Muchos son como el río. No se sienten lo bastante tentados por ningún puerto, ninguna orilla, ningún refugio cálido en un recodo. Pasan con su ímpetu tumultuoso, refrescando el aire, su cantarín sonido rompiendo el silencio. Dejando frutos de su paso al regar las tierras fértiles.
No están hechos para quedarse.
Ella siempre lo ha sabido, y se conforma. Lo aceptó tal como era, agua nómada, hierba errante que seguiría su camino. Le regaló lo más precioso que le podía dar y se marchó.
Así son también esas compañías de teatro ambulante que conocen demasiado bien los estragos de la carretera, la dureza del cambio constante, una sucesión de pueblos y ciudades donde no siempre son acogidos con entusiasmo. No son buenos tiempos para el arte clásico, el kabuki languidece. Hoy día el público no entiende de esas cosas. Ozu dirige su particular y elegante elegía hacia la progresiva pérdida de algunas hermosas tradiciones ancestrales, devoradas por la velocidad de esta era moderna.
El actor maduro que ha conocido épocas mejores, el agua nómada, la hierba errante, ya no muy lejos de su desembocadura, regresa a este pequeño puerto donde quedó el más preciado fruto de sus andanzas, pues por muy inquietos que uno tenga los pies, la sangre es más espesa que el agua.
El tórrido verano abrasa y todo el mundo, ya sea lugareño o forastero, se derrite con resignación, abanicándose con parsimonia, sentados sobre los suelos de madera, bebiendo sake y fumando. No hay prisa en los ademanes, las conversaciones son parcas, un ritual de cotidianas fórmulas corteses, educadas sonrisas y silencios sutiles. La impaciencia, la pérdida de la compostura, son graves faltas a la etiqueta y solamente un ocasional arrebato muy pasional e impulsivo, motivado por algún momento crítico, llegará a romper la contención usual de los modales.
La cámara discreta pero observadora, situada a una media altura estratégica, capta con un tacto excepcional el ocaso del gran actor en horas bajas, que presintiendo la vejez en los huesos siente la llamada de la sangre, del mañana joven que comenzará un ciclo nuevo después del que él pronto cerrará.
Ella volverá a recibirlo como al viejo amigo por el que ya no siente aquella lejana pasión de juventud. Permanece un cariño fraternal y no experimenta celos de otras mujeres de las que él se encapriche. Nunca ha pretendido ser la única en su inestable corazón. Lo conoce bien. No es hombre de una sola mujer. Pero ella sí es mujer de un solo hombre. No ha habido otro y fue suficiente con amarle a él durante aquel breve romance.
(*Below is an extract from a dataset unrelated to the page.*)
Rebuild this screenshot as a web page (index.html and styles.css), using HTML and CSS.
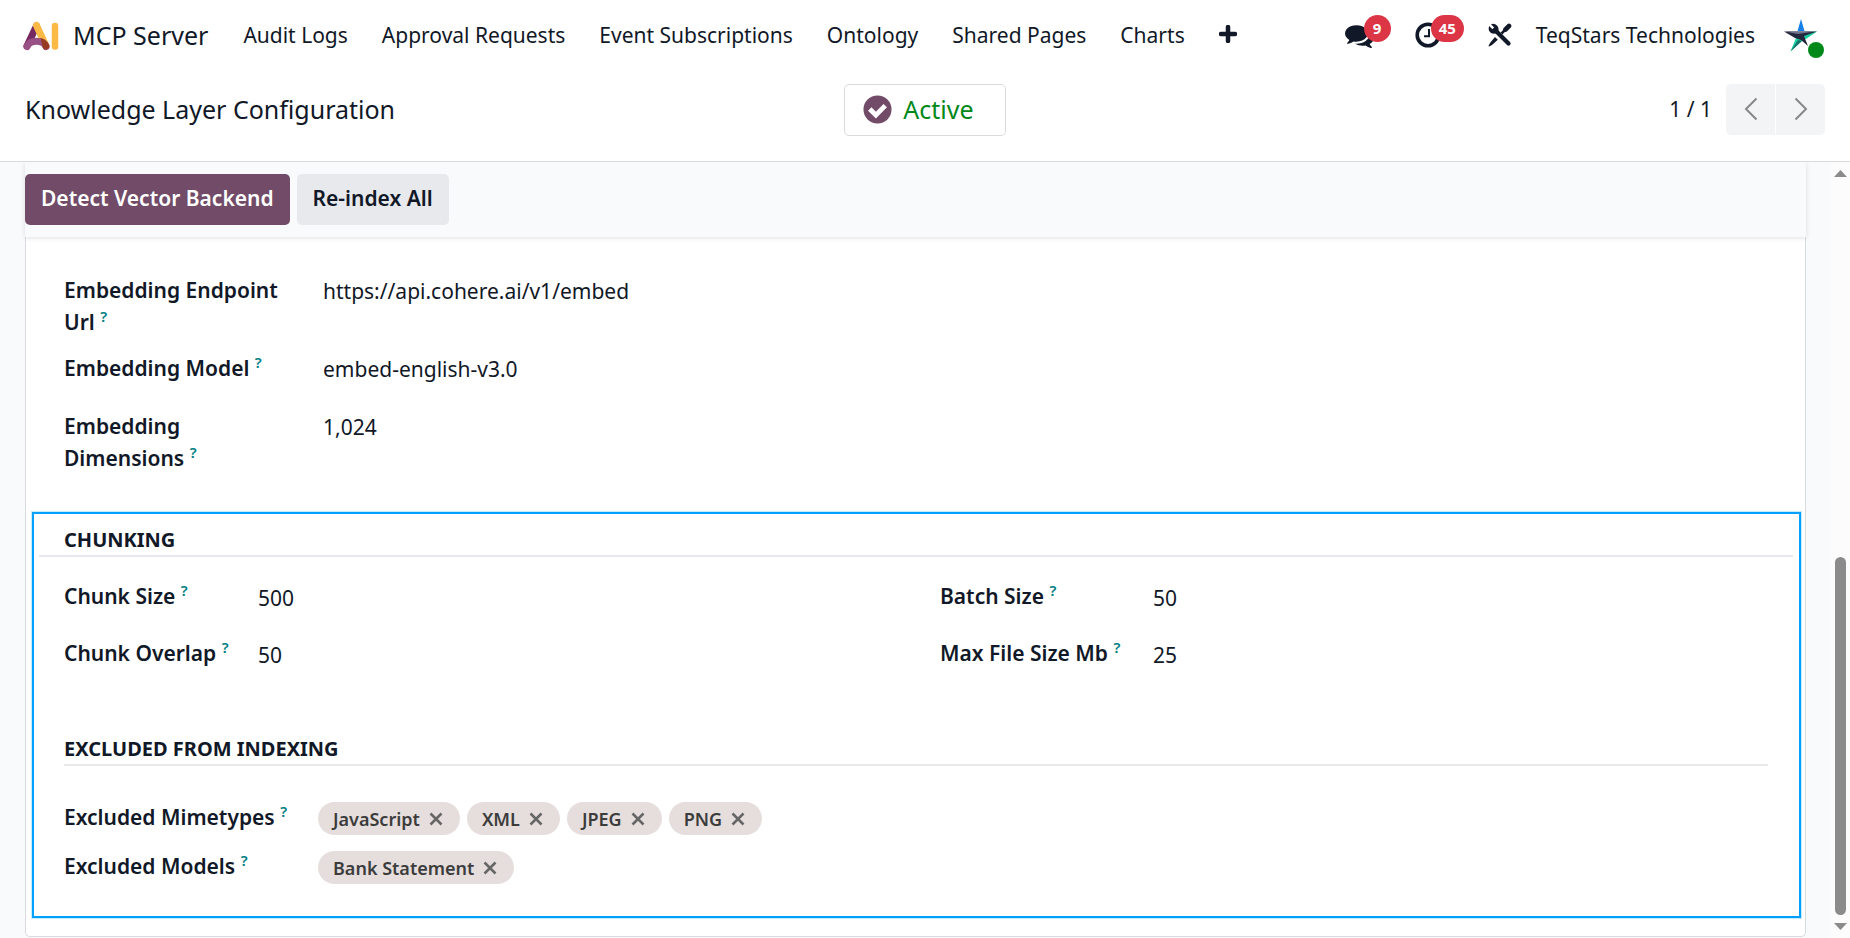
FILE: index.html
```html
<!DOCTYPE html>
<html lang="en">
<head>
<meta charset="utf-8">
<title>Knowledge Layer Configuration</title>
<link rel="stylesheet" href="styles.css">
</head>
<body>
<header class="navbar">
  <a class="brand" href="#">
    <svg class="brand-logo" viewBox="0 0 36 30" aria-hidden="true">
      <path d="M4 25 13.500 5" stroke="#762861" stroke-width="7" stroke-linecap="round"/>
      <path d="M13.500 4.500 23 25" stroke="#fbb945" stroke-width="7" stroke-linecap="round"/>
      <path d="M4 25.500C7 18.500 20 18.500 23 25.500" stroke="#985184" stroke-width="7" stroke-linecap="round" fill="none"/>
      <path d="M17.600 17Q24 18.500 26.300 24.500A3.500 3.500 0 0 1 20 27Z" fill="#953b24"/>
      <path d="M32 5V25.500" stroke="#fbb945" stroke-width="6.500" stroke-linecap="round"/>
    </svg>
    <span>MCP Server</span>
  </a>
  <nav class="menu">
    <a href="#">Audit Logs</a>
    <a href="#">Approval Requests</a>
    <a href="#">Event Subscriptions</a>
    <a href="#">Ontology</a>
    <a href="#">Shared Pages</a>
    <a href="#">Charts</a>
    <button class="plain" aria-label="More menus"><svg class="plus" viewBox="0 0 18 18"><path d="M9 2V16M2 9H16" stroke="currentColor" stroke-width="4.500" stroke-linecap="round"/></svg></button>
  </nav>
  <div class="systray">
    <button class="plain tray" aria-label="Messages">
      <svg class="ico-chat" viewBox="0 128 1792 1536"><path fill="currentColor" d="M1408 768q0 139-94 257t-256.500 186.500-353.500 68.500q-86 0-176-16-124 88-278 128-36 9-86 16h-3q-11 0-20.500-8t-11.500-21q-1-3-1-6.500t.5-6.500 2-6l2.500-5 3.500-5.500 4-5 4.500-5 4-4.500q5-6 23-25t26-29.500 22.500-29 25-38.500 20.500-44q-124-72-195-177t-71-224q0-139 94-257t256.500-186.500 353.500-68.500 353.500 68.500 256.500 186.500 94 257zm384 256q0 120-71 224.500t-195 176.500q10 24 20.500 44t25 38.500 22.500 29 26 29.500 23 25q1 1 4 4.500t4.500 5 4 5 3.500 5.500l2.500 5 2 6 .5 6.500-1 6.500q-3 14-13 22t-22 7q-50-7-86-16-154-40-278-128-90 16-176 16-271 0-472-132 58 4 88 4 161 0 309-45t264-129q125-92 192-212t67-254q0-77-23-152 129 71 204 178t75 230z"/></svg>
      <span class="count">9</span>
    </button>
    <button class="plain tray" aria-label="Activities">
      <svg class="ico-clock" viewBox="0 0 26 26" fill="none" stroke="currentColor"><circle cx="13" cy="13" r="10.800" stroke-width="3.600"/><path d="M14 7V14.200H9" stroke-width="2"/></svg>
      <span class="count">45</span>
    </button>
    <button class="plain" aria-label="Developer tools">
      <svg class="ico-tools" viewBox="0 0 24 24"><g fill="none" stroke="currentColor"><path d="M7 7 20.500 20.500" stroke-width="4.200" stroke-linecap="round"/><path d="M13.500 10.500 17 7" stroke-width="2.500"/><path d="M17.500 6.500 21 3" stroke-width="4.600" stroke-linecap="round"/></g><path fill="currentColor" d="M3 1.200 6.200 4.400 4.400 6.200 1.200 3Q-.5 8 3 10Q6 11.500 9 10L10 9Q11.500 5 9 2.500Q6.500 0 3 1.200ZM7 14 9.800 16.800Q7 19.500 4 22L1 23.500 .5 23 2 20Q4.500 17 7 14Z"/></svg>
    </button>
    <button class="plain company">TeqStars Technologies</button>
    <button class="plain avatar" aria-label="User menu">
      <svg class="ico-star" viewBox="0 0 34 34">
        <path d="M17 0 20.500 12H13.500Z" fill="#1680e8"/>
        <path d="M33 12.500 22 20 16 19 23 13Z" fill="#18cfa0"/>
        <path d="M12 19 20 20 6.500 32.500Z" fill="#14d2a1"/>
        <path d="M14 21 18 22 6.500 32.500Z" fill="#17706a"/>
        <path d="M0 12.500H33L20 17 24 27 17 21 11 19Z" fill="#24283f"/>
        <path d="M1 12.500H31L14 15Z" fill="#70748a"/>
      </svg>
      <span class="online"></span>
    </button>
  </div>
</header>

<section class="control">
  <h1 class="title">Knowledge Layer Configuration</h1>
  <button class="status">
    <svg class="check" viewBox="0 0 30 30"><circle cx="15" cy="15" r="14.500" fill="#714b67"/><path d="M7 14.500 13.300 20.800 23 11" fill="none" stroke="#fff" stroke-width="5"/></svg>
    Active
  </button>
  <div class="pager">
    <span class="pager-count">1 / 1</span>
    <div class="pager-buttons">
      <button aria-label="Previous"><svg class="chev" viewBox="0 0 14 24"><path d="M12.500 1.500 2 12 12.500 22.500"/></svg></button>
      <button aria-label="Next"><svg class="chev" viewBox="0 0 14 24"><path d="M1.500 1.500 12 12 1.500 22.500"/></svg></button>
    </div>
  </div>
</section>

<main class="content">
  <div class="form">
    <div class="actions">
      <button class="btn primary">Detect Vector Backend</button>
      <button class="btn">Re-index All</button>
    </div>
    <div class="sheet">
      <div class="fields embedding">
        <label for="endpoint">Embedding Endpoint Url <sup>?</sup></label>
        <input id="endpoint" value="https://api.cohere.ai/v1/embed">
        <label for="model">Embedding Model <sup>?</sup></label>
        <input id="model" value="embed-english-v3.0">
        <label for="dims">Embedding Dimensions <sup>?</sup></label>
        <input id="dims" value="1,024">
      </div>
      <div class="highlight">
        <h2 class="heading wide">CHUNKING</h2>
        <div class="columns">
          <div class="fields chunk">
            <label for="size">Chunk Size <sup>?</sup></label>
            <input id="size" value="500">
            <label for="overlap">Chunk Overlap <sup>?</sup></label>
            <input id="overlap" value="50">
          </div>
          <div class="fields batch">
            <label for="batch">Batch Size <sup>?</sup></label>
            <input id="batch" value="50">
            <label for="max">Max File Size Mb <sup>?</sup></label>
            <input id="max" value="25">
          </div>
        </div>
        <h2 class="heading">EXCLUDED FROM INDEXING</h2>
        <div class="excluded">
          <span class="label">Excluded Mimetypes <sup>?</sup></span>
          <div class="tags">
            <span class="tag">JavaScript<button aria-label="Remove JavaScript"><svg viewBox="0 0 14 14"><path d="M1.500 1.500 12.500 12.500M12.500 1.500 1.500 12.500"/></svg></button></span>
            <span class="tag">XML<button aria-label="Remove XML"><svg viewBox="0 0 14 14"><path d="M1.500 1.500 12.500 12.500M12.500 1.500 1.500 12.500"/></svg></button></span>
            <span class="tag">JPEG<button aria-label="Remove JPEG"><svg viewBox="0 0 14 14"><path d="M1.500 1.500 12.500 12.500M12.500 1.500 1.500 12.500"/></svg></button></span>
            <span class="tag">PNG<button aria-label="Remove PNG"><svg viewBox="0 0 14 14"><path d="M1.500 1.500 12.500 12.500M12.500 1.500 1.500 12.500"/></svg></button></span>
          </div>
          <span class="label">Excluded Models <sup>?</sup></span>
          <div class="tags">
            <span class="tag">Bank Statement<button aria-label="Remove Bank Statement"><svg viewBox="0 0 14 14"><path d="M1.500 1.500 12.500 12.500M12.500 1.500 1.500 12.500"/></svg></button></span>
          </div>
        </div>
      </div>
    </div>
  </div>
  <div class="scrollbar" aria-hidden="true">
    <svg class="arrow" viewBox="0 0 13 7"><path d="M0 7 6.500 0 13 7Z"/></svg>
    <div class="track"><div class="thumb"></div></div>
    <svg class="arrow" viewBox="0 0 13 7"><path d="M0 0 6.500 7 13 0Z"/></svg>
  </div>
</main>
</body>
</html>
```
FILE: styles.css
```css
* { box-sizing: border-box; }
body {
  margin: 0;
  height: 100vh;
  display: flex;
  flex-direction: column;
  overflow: hidden;
  background: #fff;
  color: #111827;
  font: 21px/32px "Noto Sans", "Open Sans", sans-serif;
}
button, input { font: inherit; color: inherit; }
button { cursor: pointer; }
a { color: inherit; text-decoration: none; }
svg { display: block; flex: none; }
.plain { border: 0; padding: 0; background: none; }

/* Top navigation */
.navbar {
  display: flex;
  align-items: center;
  height: 72px;
  padding: 0 26px 2px 23px;
  white-space: nowrap;
}
.brand { display: flex; align-items: center; gap: 14px; font-size: 25px; }
.brand-logo { width: 36px; height: 30px; margin-top: 2px; fill: none; }
.menu { display: flex; align-items: center; gap: 34px; margin-left: 35px; }
.plus { width: 18px; height: 18px; margin-bottom: 3px; }
.systray { display: flex; align-items: center; margin-left: auto; gap: 24px; }
.tray { display: flex; align-items: center; }
.ico-chat { width: 29px; height: 25px; }
.ico-clock { width: 26px; height: 26px; }
.count {
  min-width: 27px;
  height: 27px;
  margin: 0 0 14px -10px;
  padding: 0 8px;
  border-radius: 14px;
  background: #dc3545;
  color: #fff;
  font-size: 15px;
  font-weight: 700;
  line-height: 27px;
}
.ico-tools { width: 24px; height: 24px; }
.company { margin-right: 5px; }
.avatar { position: relative; }
.ico-star { width: 34px; height: 34px; margin: 2px 6px 0 0; }
.online {
  position: absolute;
  right: 0;
  bottom: -5px;
  width: 16px;
  height: 16px;
  border-radius: 50%;
  background: #008818;
}

/* Title, status and pager */
.control {
  display: grid;
  grid-template-columns: 1fr auto 1fr;
  align-items: start;
  height: 90px;
  padding: 12px 25px 0;
  border-bottom: 1px solid #d8dadd;
}
.title { margin: 0; font-size: 25px; font-weight: 400; line-height: 50px; }
.status {
  display: flex;
  align-items: center;
  gap: 11px;
  height: 52px;
  padding: 0 31px 2px 18px;
  border: 1px solid #d8dadd;
  border-radius: 5px;
  background: #fff;
  color: #008818;
  font-size: 25px;
}
.check { width: 29px; height: 29px; }
.pager { display: flex; justify-content: flex-end; align-items: center; gap: 14px; }
.pager-count { padding-bottom: 2px; }
.pager-buttons { display: flex; gap: 1px; }
.pager-buttons button {
  display: grid;
  place-items: center;
  width: 49px;
  height: 51px;
  border: 0;
  padding: 0 0 2px;
  background: #f3f4f6;
}
.pager-buttons button:first-child { border-radius: 5px 0 0 5px; }
.pager-buttons button:last-child { border-radius: 0 5px 5px 0; }
.chev { width: 14px; height: 24px; fill: none; stroke: #888; stroke-width: 2; }

/* Form area */
.content { display: flex; flex: 1; min-height: 0; background: #f9fafb; }
.form { display: flex; flex-direction: column; flex: 1; padding: 0 25px; min-width: 0; }
.actions {
  display: flex;
  gap: 7px;
  padding: 12px 0;
  background: #f9fafb;
  box-shadow: 0 1px 5px rgba(0, 0, 0, .12);
  clip-path: inset(0 -6px -6px -6px);
  z-index: 1;
}
.btn {
  height: 51px;
  padding: 0 16px 3px;
  border: 0;
  border-radius: 5px;
  background: #e7e9ed;
  font-weight: 600;
}
.primary { background: #714b67; color: #fff; }
.sheet {
  padding: 37px 4px 18px 6px;
  border: 1px solid #d8dadd;
  border-top: 0;
  border-radius: 0 0 5px 5px;
  background: #fff;
}
.fields { display: grid; align-content: start; }
.fields label, .label { font-weight: 600; }
.fields input {
  width: 100%;
  height: 34px;
  padding: 0;
  border: 0;
  outline: 0;
  background: transparent;
}
sup {
  color: #017e84;
  font-size: 15px;
  font-weight: 600;
  line-height: 0;
  vertical-align: 8px;
}
.embedding {
  grid-template-columns: 224px 1fr;
  gap: 14px 35px;
  padding: 0 32px 38px;
}
.embedding input { margin-bottom: 10px; }
.highlight {
  padding: 12px 6px 32px 5px;
  border: 2px solid #00a0ff;
  box-shadow: 0 0 0 1px #c5ebff;
}
.heading {
  margin: 0 25px;
  padding-bottom: 1px;
  border-bottom: 2px solid #e7e9ed;
  font-size: 20px;
  font-weight: 700;
  line-height: 28px;
}
.wide { margin: 0; padding-left: 25px; }
.columns {
  display: grid;
  grid-template-columns: 1fr 1fr;
  gap: 48px;
  padding: 24px 25px 63px;
}
.columns .fields { row-gap: 23px; }
.columns label { line-height: 30px; }
.chunk { grid-template-columns: 194px 1fr; }
.batch { grid-template-columns: 213px 1fr; }
.excluded {
  display: grid;
  grid-template-columns: 254px 1fr;
  row-gap: 16px;
  padding: 36px 25px 0;
}
.label { line-height: 30px; }
.tags { display: flex; gap: 7px; }
.tag {
  display: flex;
  align-items: center;
  gap: 9px;
  height: 33px;
  padding: 0 17px 0 15px;
  border-radius: 17px;
  background: #e6dedd;
  color: #3c3c3c;
  font-size: 18px;
  font-weight: 600;
}
.tag button { padding: 0; border: 0; background: none; }
.tag svg { width: 14px; height: 14px; stroke: #666; stroke-width: 2.5; }

/* Scroll indicator */
.scrollbar {
  display: flex;
  flex-direction: column;
  align-items: center;
  gap: 8px;
  width: 19px;
  padding: 8px 0;
  background: #fcfcfc;
}
.arrow { width: 13px; height: 7px; fill: #8b8b8b; }
.track { display: flex; flex-direction: column; justify-content: flex-end; flex: 1; }
.thumb { width: 11px; height: 49%; border-radius: 6px; background: #8b8b8b; }
```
Él ha regresado con su compañía teatral y su controladora amante para ofrecer sus representaciones y visitar a su pequeña familia. En este verano ardiente muchas cosas van a dar un giro drástico, como el agua del río que tras una tormenta cambia su curso.
Y todo esto lo filmó Ozu con la fotografía más bella del cine oriental de antaño, captando la atmósfera de lo cotidiano donde la vida, como el río, fluye suavemente con su mezcla de esperanza y melancolía, marchando siempre con ilusión hacia adelante y añorando siempre todas las orillas a las que ya no podrá retornar.